The complete unsoundness of coinductive intersection types (and how to escape it)

Pierre Vial
IRIF, Université de Paris
https://pierrevial.github.io/

Date(s) : 23/03/2017   iCal
11 h 00 min - 12 h 00 min

Certain type assignment systems are known to guarantee or characterize normalization. The grammar of the types they feature is usually inductive. It is easy to see that, when types are coinductively generated, we obtain unsound type systems (meaning here that they are able to type some mute terms). Even more, for most of those systems, it is not difficult to find an argument proving that every term is typable (complete unsoundness). However, this argument does not hold for relevant intersection type systems (ITS), that are more restrictive because they forbid weakening. Thus, the question remains: are relevant ITS featuring coinductive types – despite being unsound – still able to characterize some bigger class of terms? We show that it is actually not the case: every term is typable in a standard relevant coinductive ITS that we call D. Moreover, we prove that semantical information can be extracted from the typing derivations of D, as the order of the typed terms. Our work also implicitly provides a new non sensible relational model for pure λ-calculus.

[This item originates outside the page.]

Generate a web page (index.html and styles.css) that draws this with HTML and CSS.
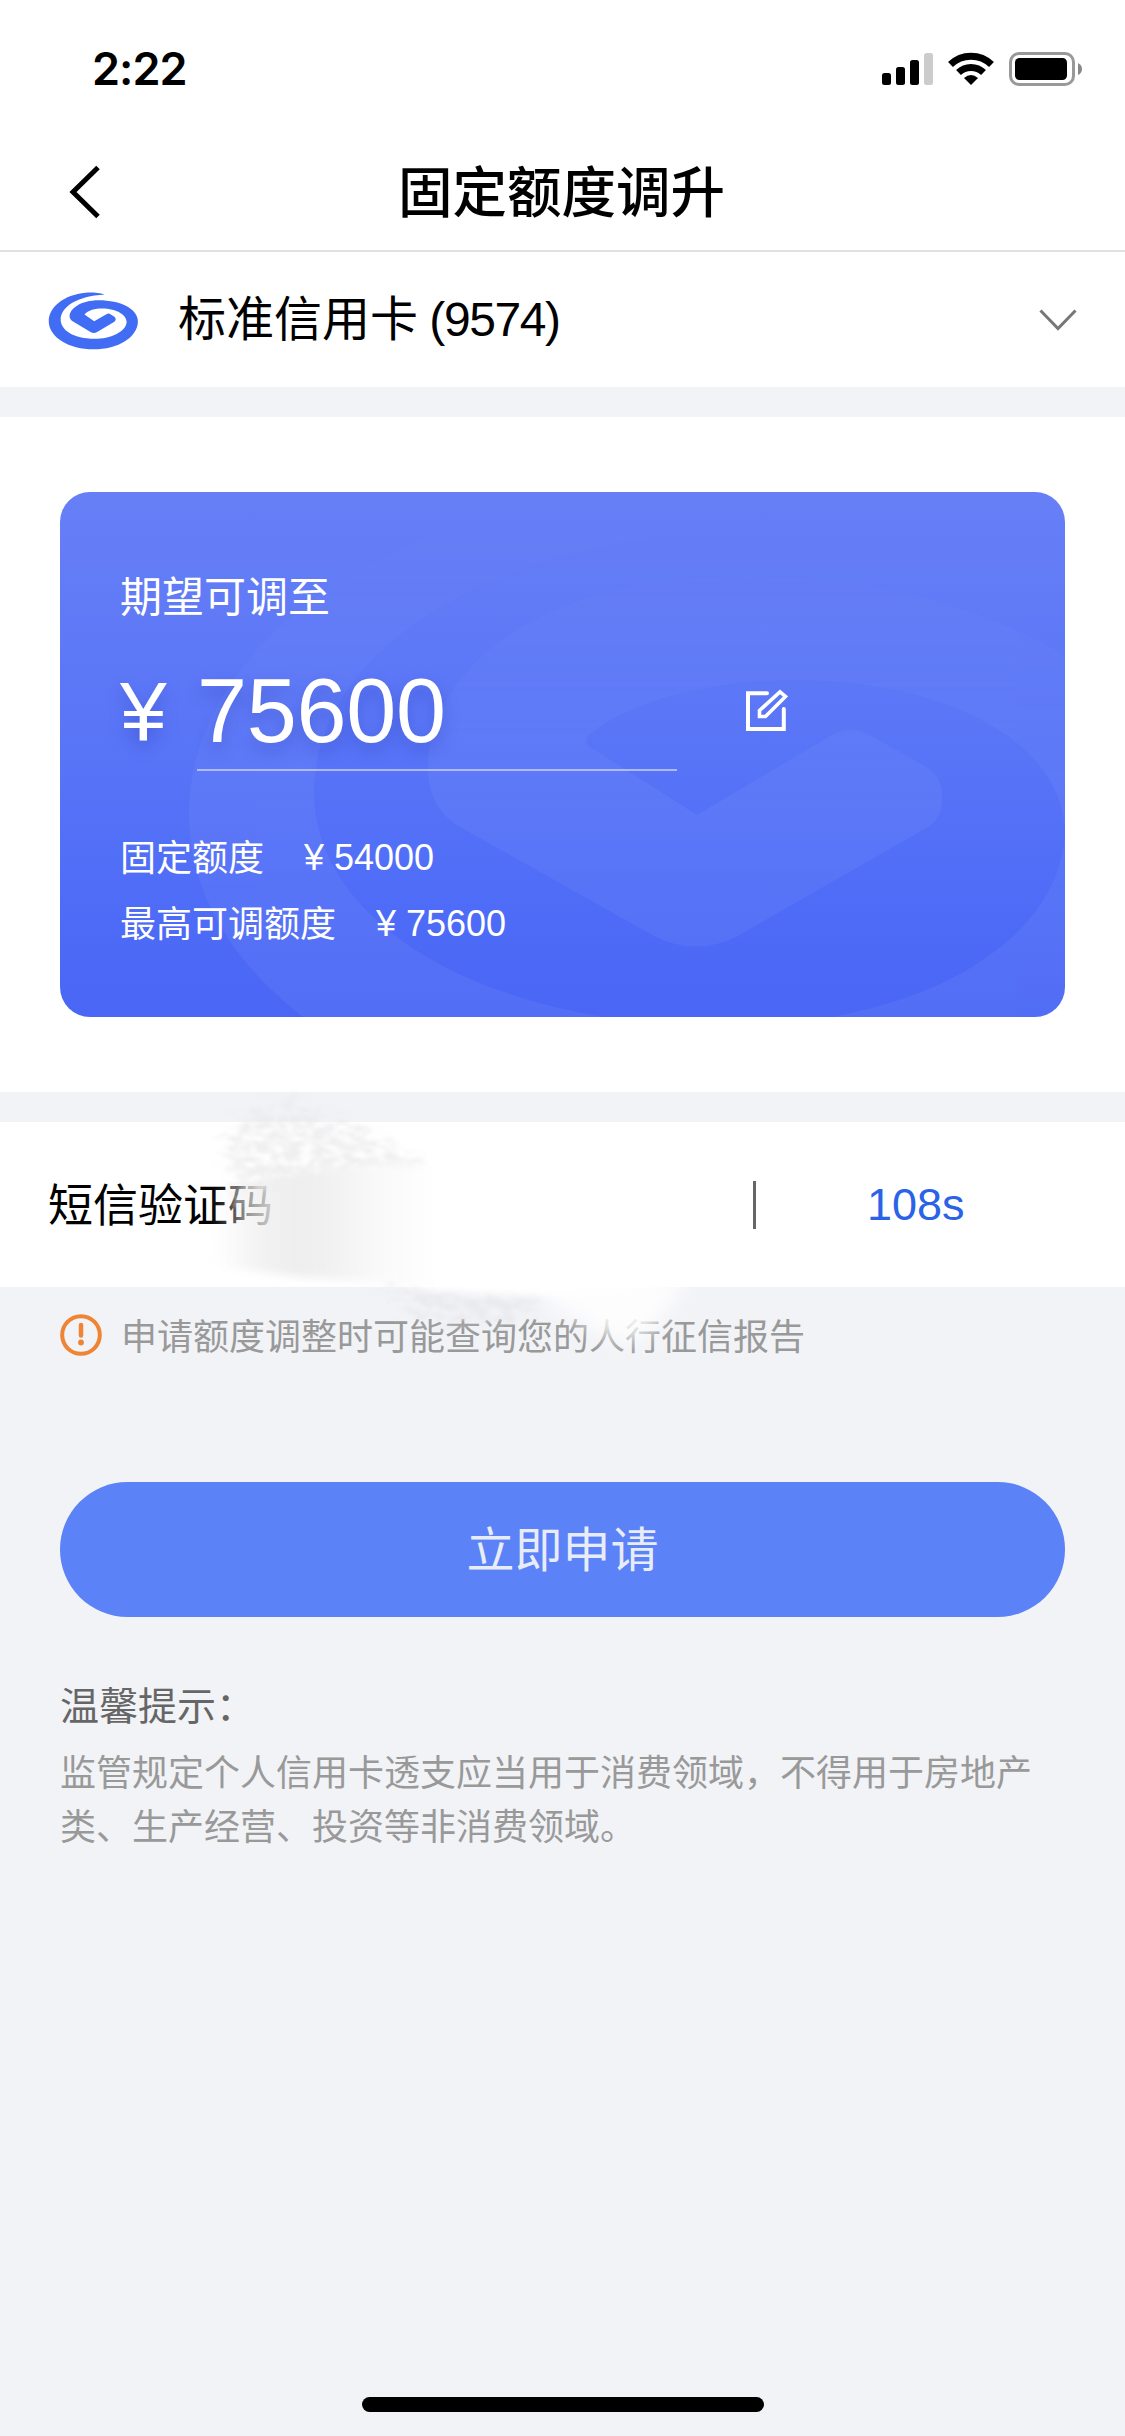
FILE: index.html
```html
<!DOCTYPE html>
<html lang="zh-CN">
<head>
<meta charset="utf-8">
<title>固定额度调升</title>
<link rel="stylesheet" href="styles.css">
</head>
<body>
<div class="screen">
  <header class="status">
    <span class="time">2:22</span>
    <svg class="status-icons" viewBox="0 0 201 34" width="201" height="34">
      <g>
        <rect x="0" y="21" width="9" height="12" rx="2.5"/>
        <rect x="14" y="15" width="9" height="18" rx="2.5"/>
        <rect x="28" y="8" width="9" height="25" rx="2.5"/>
        <rect x="42" y="1" width="9" height="32" rx="2.5" fill="#ccc"/>
      </g>
      <g fill="none" stroke="#000" stroke-width="7">
        <path d="M68.5 12.5A29.5 29.5 0 0 1 109.5 12.5"/>
        <path d="M76.5 20.500A18 18 0 0 1 101.500 20.500"/>
      </g>
      <path d="M89 33L82 26Q89 20 96 26Z"/>
      <rect x="128.500" y="1.500" width="63" height="31" rx="8.500" fill="none" stroke="#999" stroke-width="3"/>
      <rect x="133" y="6" width="52" height="22" rx="4.500"/>
      <path d="M196 11Q200 13 200 17T196 23Z" fill="#888"/>
    </svg>
  </header>
  <nav class="navbar">
    <svg class="back" viewBox="0 0 32 54" width="32" height="54"><path d="M29 2.500L4 27L29 51.500" fill="none" stroke="#000" stroke-width="5"/></svg>
    <h1>固定额度调升</h1>
  </nav>
  <section class="account">
    <svg class="logo" viewBox="53 67 272 175" width="91" height="58">
      <path fill="#416df5" d="M222 75C205 68 180 68 165 69C100 75 54 112 54 155C54 203 115 240 189 240C264 240 323 203 323 155C323 118 270 92 205 92C150 92 117 118 117 140C117 147 120 151 126 155L180 188Q190 194 200 188L252 157Q260 150 252 142L240 134Q235 130 228 134L191 155L162 135C172 122 195 117 215 117C260 117 289 137 289 158C286 188 240 208 192 208C130 208 90 183 90 150C90 112 140 78 222 75Z"/>
    </svg>
    <span class="account-name">标准信用卡 <span class="digits">(9574)</span></span>
    <svg class="chevron" viewBox="0 0 38 22" width="38" height="22"><path d="M1.500 1.500L19 19.500L36.500 1.500" fill="none" stroke="#777" stroke-width="3"/></svg>
  </section>
  <section class="limit">
    <div class="card">
      <svg class="watermark" viewBox="0 0 1005 525" width="1005" height="525">
        <defs><linearGradient id="wm" gradientUnits="userSpaceOnUse" x1="0" y1="0" x2="0" y2="525"><stop offset="0" stop-color="#fff" stop-opacity="0"/><stop offset=".3" stop-color="#fff" stop-opacity=".35"/><stop offset=".6" stop-color="#fff" stop-opacity=".85"/><stop offset="1" stop-color="#fff" stop-opacity=".9"/></linearGradient></defs>
        <path fill="url(#wm)" d="M745 29C683 3 592 3 537 7C300 29 129 166 129 322C129 500 354 640 625 640C899 640 1113 500 1113 322C1113 190 920 84 683 84C482 84 370 175 368 275C368 300 376 320 400 335L596 445Q636 464 676 445L868 335Q882 325 882 308V298Q880 285 868 276L808 242Q790 233 772 243L637 323L530 255Q520 248 534 239C570 212 640 188 740 188C890 190 1002 250 1005 340C1000 455 850 538 650 534C420 530 254 430 254 300C256 150 440 40 745 29Z"/>
      </svg>
      <div class="card-label">期望可调至</div>
      <div class="amount-row">
        <span class="currency">¥</span>
        <span class="amount">75600</span>
        <svg class="edit" viewBox="0 0 42 42" width="42" height="42" fill="none" stroke="#fff" stroke-width="4"><path d="M21 4.300H2V40H37.800V20" stroke-linecap="round"/><path d="M13.500 27.500V21.500L34 2.800L39.500 7.500L19.500 27.500Z" stroke-width="3.600"/></svg>
      </div>
      <div class="detail"><span class="detail-name">固定额度</span><span class="detail-value"><i>¥</i>54000</span></div>
      <div class="detail"><span class="detail-name">最高可调额度</span><span class="detail-value"><i>¥</i>75600</span></div>
    </div>
  </section>
  <section class="sms">
    <span class="sms-label">短信验证码</span>
    <span class="sms-bar"></span>
    <span class="countdown">108s</span>
    <svg class="smudge" viewBox="200 1080 540 300" width="540" height="300">
      <defs>
        <filter id="rough" x="-20%" y="-30%" width="140%" height="160%" color-interpolation-filters="sRGB">
          <feTurbulence type="fractalNoise" baseFrequency=".07 .12" numOctaves="4" seed="4" result="n"/>
          <feGaussianBlur in="SourceGraphic" stdDeviation="6" result="b"/>
          <feDisplacementMap in="b" in2="n" scale="40" xChannelSelector="R" yChannelSelector="G" result="d"/>
          <feColorMatrix in="n" values="0 0 0 0 0  0 0 0 0 0  0 0 0 0 0  0 0 2.500 0 -.600" result="m"/>
          <feComposite in="d" in2="m" operator="in"/>
          <feGaussianBlur stdDeviation="1.500"/>
        </filter>
        <filter id="soft" x="-20%" y="-50%" width="140%" height="200%" color-interpolation-filters="sRGB"><feGaussianBlur stdDeviation="10"/></filter>
        <filter id="edge" x="-20%" y="-20%" width="140%" height="140%" color-interpolation-filters="sRGB"><feGaussianBlur stdDeviation="4"/></filter>
        <linearGradient id="cover" gradientUnits="userSpaceOnUse" x1="210" y1="0" x2="450" y2="0"><stop offset="0" stop-color="#f2f2f2" stop-opacity="0"/><stop offset=".09" stop-color="#f1f1f1" stop-opacity=".3"/><stop offset=".15" stop-color="#f0f0f0" stop-opacity=".62"/><stop offset=".26" stop-color="#eee" stop-opacity=".85"/><stop offset=".36" stop-color="#eee"/><stop offset=".5" stop-color="#f1f1f1"/><stop offset=".7" stop-color="#f9f9f9"/><stop offset=".95" stop-color="#fff"/></linearGradient>
      </defs>
      <path filter="url(#rough)" fill="#e9e9eb" opacity=".7" d="M240 1115L285 1098L345 1122L385 1142L430 1172L410 1186L240 1195L225 1160Z"/>
      <path filter="url(#rough)" fill="#e5e5ea" opacity=".7" d="M375 1284L440 1290L550 1290L520 1320L440 1324Z"/>
      <path filter="url(#edge)" fill="url(#cover)" d="M212 1190L300 1172L370 1164L450 1168L620 1190L690 1260L680 1282L600 1294L520 1296L440 1291L380 1282L300 1277L215 1266Z"/>
      <path filter="url(#soft)" fill="#fff" opacity=".85" d="M540 1275L690 1275L670 1305L645 1340L610 1340L580 1320L550 1305Z"/>
    </svg>
  </section>
  <main class="rest">
    <div class="notice">
      <svg viewBox="0 0 42 42" width="42" height="42"><circle cx="21" cy="21" r="18.800" fill="none" stroke="#ee8434" stroke-width="4"/><path d="M21 11V21.500" stroke="#ee8434" stroke-width="4.500" stroke-linecap="round"/><circle cx="21" cy="28.500" r="2.900" fill="#ee8434"/></svg>
      <span>申请额度调整时可能查询您的人行征信报告</span>
    </div>
    <button class="apply">立即申请</button>
    <h2>温馨提示：</h2>
    <p>监管规定个人信用卡透支应当用于消费领域，不得用于房地产类、生产经营、投资等非消费领域。</p>
    <div class="home"></div>
  </main>
</div>
</body>
</html>
```
FILE: styles.css
```css
* { box-sizing: border-box; }
body { margin: 0; background: #f2f3f7; font-family: "Liberation Sans", "Noto Sans CJK SC", sans-serif; }
.screen { width: 1125px; height: 2436px; display: flex; flex-direction: column; color: #000; }
.status { height: 132px; padding: 52px 42px 0 92px; display: flex; justify-content: space-between; align-items: flex-start; background: #fff; }
.time { font: 600 45px/34px Inter, sans-serif; letter-spacing: -1px; }
.navbar { height: 120px; padding: 0 68px 0 69px; display: flex; align-items: center; background: #fff; border-bottom: 2px solid #e0e0e0; }
.back { margin-top: 1px; }
.navbar h1 { flex: 1; margin: 0 35px 4px 0; text-align: center; font: 500 54.5px/80px "Noto Sans CJK SC", sans-serif; }
.account { height: 135px; padding: 0 48px 0 48px; display: flex; align-items: center; background: #fff; }
.logo { margin-top: 3px; }
.account-name { flex: 1; margin-left: 39px; font-size: 48px; line-height: 70px; }
.digits { margin-left: -2px; letter-spacing: -1.4px; }
.limit { margin-top: 30px; height: 675px; padding: 75px 60px; background: #fff; }
.card { position: relative; height: 525px; padding: 75px 60px 0; border-radius: 30px; overflow: hidden; color: #fff; background: linear-gradient(#677ff6, #5a76f7 45%, #4f6df7 75%, #4966f5); }
.watermark { position: absolute; left: 0; top: 0; opacity: .055; }
.card-label { font-size: 42px; line-height: 62px; }
.amount-row { height: 142px; display: flex; align-items: flex-end; }
.currency { width: 77px; font: 500 84px/120px "Liberation Sans", sans-serif; }
.amount { width: 480px; height: 118px; border-bottom: 2px solid rgba(255,255,255,.5); font-size: 90px; line-height: 117px; letter-spacing: -.3px; }
.currency, .amount { text-shadow: 0 8px 16px rgba(40,60,180,.4); }
.edit { margin: 0 0 40px 69px; }
.detail { display: flex; align-items: center; height: 66px; font-size: 36px; gap: 40px; }
.amount-row + .detail { margin-top: 53px; }
.detail-name { margin-bottom: 5px; }
.detail-value { display: flex; margin-top: 1px; }
.detail-value i { width: 30px; font-style: normal; }
.sms { position: relative; margin-top: 30px; height: 165px; padding: 0 0 0 48px; display: flex; align-items: center; background: #fff; }
.sms-label { width: 705px; margin-bottom: 5px; font-size: 45px; }
.sms-bar { width: 3px; height: 48px; background: #666; }
.countdown { margin-left: 111px; font-size: 45px; color: #2a62e8; }
.smudge { position: absolute; left: 200px; top: -42px; z-index: 1; }
.rest { flex: 1; padding: 25px 60px 24px; display: flex; flex-direction: column; }
.notice { height: 46px; display: flex; align-items: center; gap: 19px; font-size: 36px; color: #999; }
.notice span { margin-bottom: 2px; }
.apply { margin: 124px 0 0; height: 135px; padding: 0 0 8px; border: 0; border-radius: 68px; background: #5b82f7; color: #e8ecf6; font: 48px "Noto Sans CJK SC", sans-serif; }
.rest h2 { margin: 57px 0 0; font: 400 39px/58px "Noto Sans CJK SC", sans-serif; color: #666; }
.rest p { margin: 15px 0 0; font-size: 36px; line-height: 54px; color: #999; }
.home { width: 402px; height: 15px; margin: auto auto 0; border-radius: 8px; background: #000; }
```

The proofs cannot be handled directly with usual intersection operators, so we introduce a new system that infinite sequences as intersection types (System S). System S provides nice combinatorial features that allows us to express the notion of typability of a term.

Eventually, we explain how soundness may be retrieved by means of a validity criterion that we call approximability. We then give an type-theoretical characterization of some class of infinitarily normalizing terms i.e. the set of terms whose Böhm tree does not hold bottom (the so called Hereditary Head Normalizing terms).